## begin
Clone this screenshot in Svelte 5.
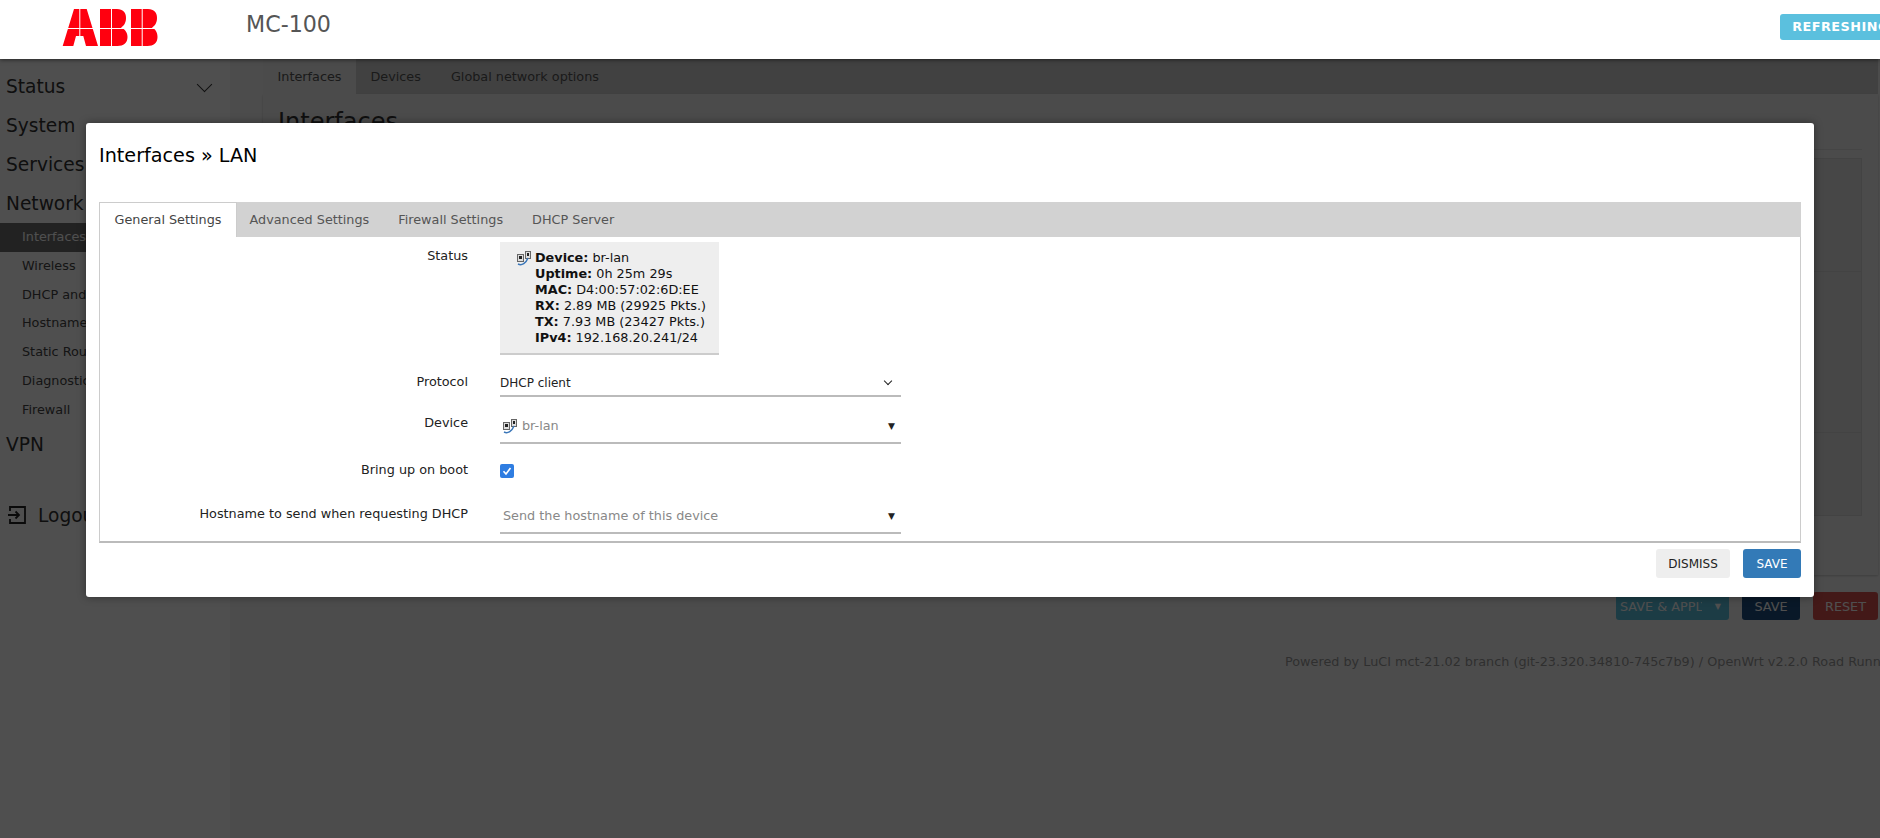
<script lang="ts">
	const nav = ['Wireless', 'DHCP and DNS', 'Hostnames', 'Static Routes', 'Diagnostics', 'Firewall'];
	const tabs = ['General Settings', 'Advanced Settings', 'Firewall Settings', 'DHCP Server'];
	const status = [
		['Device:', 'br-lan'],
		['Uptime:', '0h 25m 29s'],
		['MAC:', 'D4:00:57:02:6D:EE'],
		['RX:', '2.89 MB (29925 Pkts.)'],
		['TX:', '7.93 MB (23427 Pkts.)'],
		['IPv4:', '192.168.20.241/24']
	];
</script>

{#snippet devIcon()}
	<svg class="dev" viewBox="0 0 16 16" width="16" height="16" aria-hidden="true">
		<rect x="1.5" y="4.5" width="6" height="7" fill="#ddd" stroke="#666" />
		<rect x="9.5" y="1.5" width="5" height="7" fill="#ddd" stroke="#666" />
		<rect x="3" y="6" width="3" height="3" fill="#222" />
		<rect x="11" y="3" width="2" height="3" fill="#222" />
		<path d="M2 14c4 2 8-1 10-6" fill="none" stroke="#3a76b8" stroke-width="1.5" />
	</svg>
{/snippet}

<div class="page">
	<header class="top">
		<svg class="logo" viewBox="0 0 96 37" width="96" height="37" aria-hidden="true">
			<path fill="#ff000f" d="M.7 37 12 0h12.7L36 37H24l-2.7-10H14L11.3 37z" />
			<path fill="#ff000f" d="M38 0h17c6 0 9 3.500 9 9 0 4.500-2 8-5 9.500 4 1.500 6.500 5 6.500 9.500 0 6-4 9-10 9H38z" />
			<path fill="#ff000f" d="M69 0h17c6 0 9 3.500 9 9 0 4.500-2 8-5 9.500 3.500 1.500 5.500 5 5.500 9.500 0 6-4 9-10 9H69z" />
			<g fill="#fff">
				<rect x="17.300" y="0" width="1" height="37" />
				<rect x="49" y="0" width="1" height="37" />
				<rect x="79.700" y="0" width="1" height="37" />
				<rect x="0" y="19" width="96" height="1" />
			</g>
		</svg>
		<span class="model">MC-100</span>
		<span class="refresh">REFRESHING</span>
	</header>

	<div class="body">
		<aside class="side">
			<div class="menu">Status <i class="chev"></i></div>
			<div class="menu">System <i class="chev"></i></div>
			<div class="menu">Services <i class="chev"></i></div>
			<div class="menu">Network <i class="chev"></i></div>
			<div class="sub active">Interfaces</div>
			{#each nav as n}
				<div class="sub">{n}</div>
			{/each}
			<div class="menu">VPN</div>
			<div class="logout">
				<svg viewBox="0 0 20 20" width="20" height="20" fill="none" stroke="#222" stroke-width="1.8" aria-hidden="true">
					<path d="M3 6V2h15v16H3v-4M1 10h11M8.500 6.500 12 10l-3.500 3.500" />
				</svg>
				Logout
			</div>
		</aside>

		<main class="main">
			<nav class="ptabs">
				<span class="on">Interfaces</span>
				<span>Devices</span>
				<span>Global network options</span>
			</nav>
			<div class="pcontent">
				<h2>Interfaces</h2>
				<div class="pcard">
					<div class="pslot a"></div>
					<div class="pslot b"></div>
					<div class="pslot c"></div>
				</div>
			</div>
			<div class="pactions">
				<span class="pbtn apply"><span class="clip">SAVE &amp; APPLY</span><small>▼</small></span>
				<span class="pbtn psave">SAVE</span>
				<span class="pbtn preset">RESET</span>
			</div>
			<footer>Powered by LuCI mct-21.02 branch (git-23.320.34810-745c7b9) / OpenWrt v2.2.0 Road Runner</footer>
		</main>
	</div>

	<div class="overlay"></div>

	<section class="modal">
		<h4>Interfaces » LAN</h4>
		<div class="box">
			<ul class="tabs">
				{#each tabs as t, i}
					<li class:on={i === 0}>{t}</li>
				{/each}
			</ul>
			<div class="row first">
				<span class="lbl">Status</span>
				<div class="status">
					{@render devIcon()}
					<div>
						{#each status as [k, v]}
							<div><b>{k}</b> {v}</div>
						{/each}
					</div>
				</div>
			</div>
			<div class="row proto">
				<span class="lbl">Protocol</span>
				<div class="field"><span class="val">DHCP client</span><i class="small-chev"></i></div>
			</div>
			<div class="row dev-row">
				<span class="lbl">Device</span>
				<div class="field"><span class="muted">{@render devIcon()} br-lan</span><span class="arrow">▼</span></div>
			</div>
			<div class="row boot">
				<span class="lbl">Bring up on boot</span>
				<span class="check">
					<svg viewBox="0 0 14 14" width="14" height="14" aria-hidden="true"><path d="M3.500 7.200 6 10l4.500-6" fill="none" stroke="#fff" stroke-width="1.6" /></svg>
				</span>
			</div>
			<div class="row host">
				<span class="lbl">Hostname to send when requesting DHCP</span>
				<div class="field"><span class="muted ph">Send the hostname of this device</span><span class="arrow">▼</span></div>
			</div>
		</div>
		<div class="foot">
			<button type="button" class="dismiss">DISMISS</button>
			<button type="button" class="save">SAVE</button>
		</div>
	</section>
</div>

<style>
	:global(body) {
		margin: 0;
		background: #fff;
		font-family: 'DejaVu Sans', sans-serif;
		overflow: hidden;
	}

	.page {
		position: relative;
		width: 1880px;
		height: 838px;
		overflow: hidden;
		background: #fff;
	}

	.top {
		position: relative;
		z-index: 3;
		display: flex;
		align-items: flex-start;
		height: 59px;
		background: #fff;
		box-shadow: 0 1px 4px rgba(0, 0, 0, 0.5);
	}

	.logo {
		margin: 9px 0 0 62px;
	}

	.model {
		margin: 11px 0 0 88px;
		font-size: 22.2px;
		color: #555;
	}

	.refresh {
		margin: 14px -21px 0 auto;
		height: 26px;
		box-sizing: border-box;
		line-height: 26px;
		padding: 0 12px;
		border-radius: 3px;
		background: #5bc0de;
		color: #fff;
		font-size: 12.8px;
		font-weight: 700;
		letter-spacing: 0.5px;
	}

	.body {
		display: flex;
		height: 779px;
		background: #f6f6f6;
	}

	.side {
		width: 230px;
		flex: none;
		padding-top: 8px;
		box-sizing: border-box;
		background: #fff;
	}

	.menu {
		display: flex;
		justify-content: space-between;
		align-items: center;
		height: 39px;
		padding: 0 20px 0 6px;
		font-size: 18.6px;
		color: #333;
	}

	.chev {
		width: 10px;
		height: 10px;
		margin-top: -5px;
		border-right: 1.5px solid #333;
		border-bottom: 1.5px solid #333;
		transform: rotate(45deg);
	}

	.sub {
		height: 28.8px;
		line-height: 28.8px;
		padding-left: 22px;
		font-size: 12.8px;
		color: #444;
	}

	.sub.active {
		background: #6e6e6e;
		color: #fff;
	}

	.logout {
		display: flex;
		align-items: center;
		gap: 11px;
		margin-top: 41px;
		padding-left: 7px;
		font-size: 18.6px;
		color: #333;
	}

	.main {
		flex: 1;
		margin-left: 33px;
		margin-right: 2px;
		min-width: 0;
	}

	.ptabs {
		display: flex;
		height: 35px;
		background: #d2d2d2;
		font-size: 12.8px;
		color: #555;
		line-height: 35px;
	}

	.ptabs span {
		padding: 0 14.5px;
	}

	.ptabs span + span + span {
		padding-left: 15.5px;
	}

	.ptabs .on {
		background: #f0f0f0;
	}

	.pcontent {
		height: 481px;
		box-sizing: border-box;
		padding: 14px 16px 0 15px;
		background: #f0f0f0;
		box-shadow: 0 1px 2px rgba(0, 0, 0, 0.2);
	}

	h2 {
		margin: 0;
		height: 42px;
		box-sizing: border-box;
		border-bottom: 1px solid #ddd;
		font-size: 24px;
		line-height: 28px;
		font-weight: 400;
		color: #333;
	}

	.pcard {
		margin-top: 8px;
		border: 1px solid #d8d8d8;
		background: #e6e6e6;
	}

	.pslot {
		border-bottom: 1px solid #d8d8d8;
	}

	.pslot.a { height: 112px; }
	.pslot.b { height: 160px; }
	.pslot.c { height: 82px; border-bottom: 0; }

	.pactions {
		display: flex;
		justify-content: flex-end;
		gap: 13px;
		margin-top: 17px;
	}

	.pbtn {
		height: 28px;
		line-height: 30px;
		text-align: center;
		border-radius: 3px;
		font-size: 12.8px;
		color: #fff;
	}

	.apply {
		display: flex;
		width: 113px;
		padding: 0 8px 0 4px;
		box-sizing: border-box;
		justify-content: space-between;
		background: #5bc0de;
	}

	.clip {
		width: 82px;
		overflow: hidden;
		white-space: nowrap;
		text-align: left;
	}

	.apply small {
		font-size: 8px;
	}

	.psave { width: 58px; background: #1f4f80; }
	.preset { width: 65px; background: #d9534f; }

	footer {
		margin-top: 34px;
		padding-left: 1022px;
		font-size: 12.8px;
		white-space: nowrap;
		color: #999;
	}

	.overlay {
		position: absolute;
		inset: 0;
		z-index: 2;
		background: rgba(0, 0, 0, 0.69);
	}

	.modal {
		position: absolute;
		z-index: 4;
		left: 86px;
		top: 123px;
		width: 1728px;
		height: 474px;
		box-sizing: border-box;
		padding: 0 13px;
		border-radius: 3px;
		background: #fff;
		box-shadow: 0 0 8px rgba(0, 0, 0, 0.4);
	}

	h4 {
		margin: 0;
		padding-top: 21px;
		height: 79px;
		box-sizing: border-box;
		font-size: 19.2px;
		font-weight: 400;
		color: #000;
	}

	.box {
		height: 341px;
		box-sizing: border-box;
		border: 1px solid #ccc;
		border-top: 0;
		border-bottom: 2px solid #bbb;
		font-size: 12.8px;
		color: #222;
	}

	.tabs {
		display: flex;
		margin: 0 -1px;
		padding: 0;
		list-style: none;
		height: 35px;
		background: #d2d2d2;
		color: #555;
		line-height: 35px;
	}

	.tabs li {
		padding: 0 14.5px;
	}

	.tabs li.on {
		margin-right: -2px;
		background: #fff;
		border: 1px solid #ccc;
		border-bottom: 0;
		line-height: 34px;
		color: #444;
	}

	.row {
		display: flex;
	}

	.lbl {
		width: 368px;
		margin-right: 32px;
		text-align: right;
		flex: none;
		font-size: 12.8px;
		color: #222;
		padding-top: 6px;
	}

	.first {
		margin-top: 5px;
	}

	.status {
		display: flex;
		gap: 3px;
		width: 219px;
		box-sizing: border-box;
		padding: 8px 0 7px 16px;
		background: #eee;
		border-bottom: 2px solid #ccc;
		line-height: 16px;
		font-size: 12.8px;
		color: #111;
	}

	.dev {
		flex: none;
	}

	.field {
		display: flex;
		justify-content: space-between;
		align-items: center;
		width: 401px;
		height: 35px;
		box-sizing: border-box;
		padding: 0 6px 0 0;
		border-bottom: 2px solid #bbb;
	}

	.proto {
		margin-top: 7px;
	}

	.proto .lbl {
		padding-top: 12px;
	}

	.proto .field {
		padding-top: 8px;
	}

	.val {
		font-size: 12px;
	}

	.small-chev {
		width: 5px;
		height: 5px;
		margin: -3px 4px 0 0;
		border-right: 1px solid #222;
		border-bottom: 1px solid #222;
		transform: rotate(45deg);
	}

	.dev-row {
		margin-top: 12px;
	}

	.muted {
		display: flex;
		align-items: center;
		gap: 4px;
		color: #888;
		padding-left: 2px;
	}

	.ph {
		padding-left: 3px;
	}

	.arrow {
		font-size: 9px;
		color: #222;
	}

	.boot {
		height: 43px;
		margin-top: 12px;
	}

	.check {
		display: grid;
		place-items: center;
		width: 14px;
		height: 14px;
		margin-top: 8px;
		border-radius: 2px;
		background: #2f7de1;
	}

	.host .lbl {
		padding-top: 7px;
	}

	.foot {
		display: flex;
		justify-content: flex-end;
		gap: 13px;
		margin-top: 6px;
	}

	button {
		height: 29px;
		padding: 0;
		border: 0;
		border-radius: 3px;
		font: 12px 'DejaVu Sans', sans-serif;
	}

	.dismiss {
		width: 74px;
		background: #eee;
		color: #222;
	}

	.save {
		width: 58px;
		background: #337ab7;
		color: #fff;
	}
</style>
## end
### WHAT IS NEEDED
Gather every line from the listing above in which "this" appears, and copy those lines.

### WORKED ANSWER
Clone this screenshot in Svelte 5.
				<div class="field"><span class="muted ph">Send the hostname of this device</span><span class="arrow">▼</span></div>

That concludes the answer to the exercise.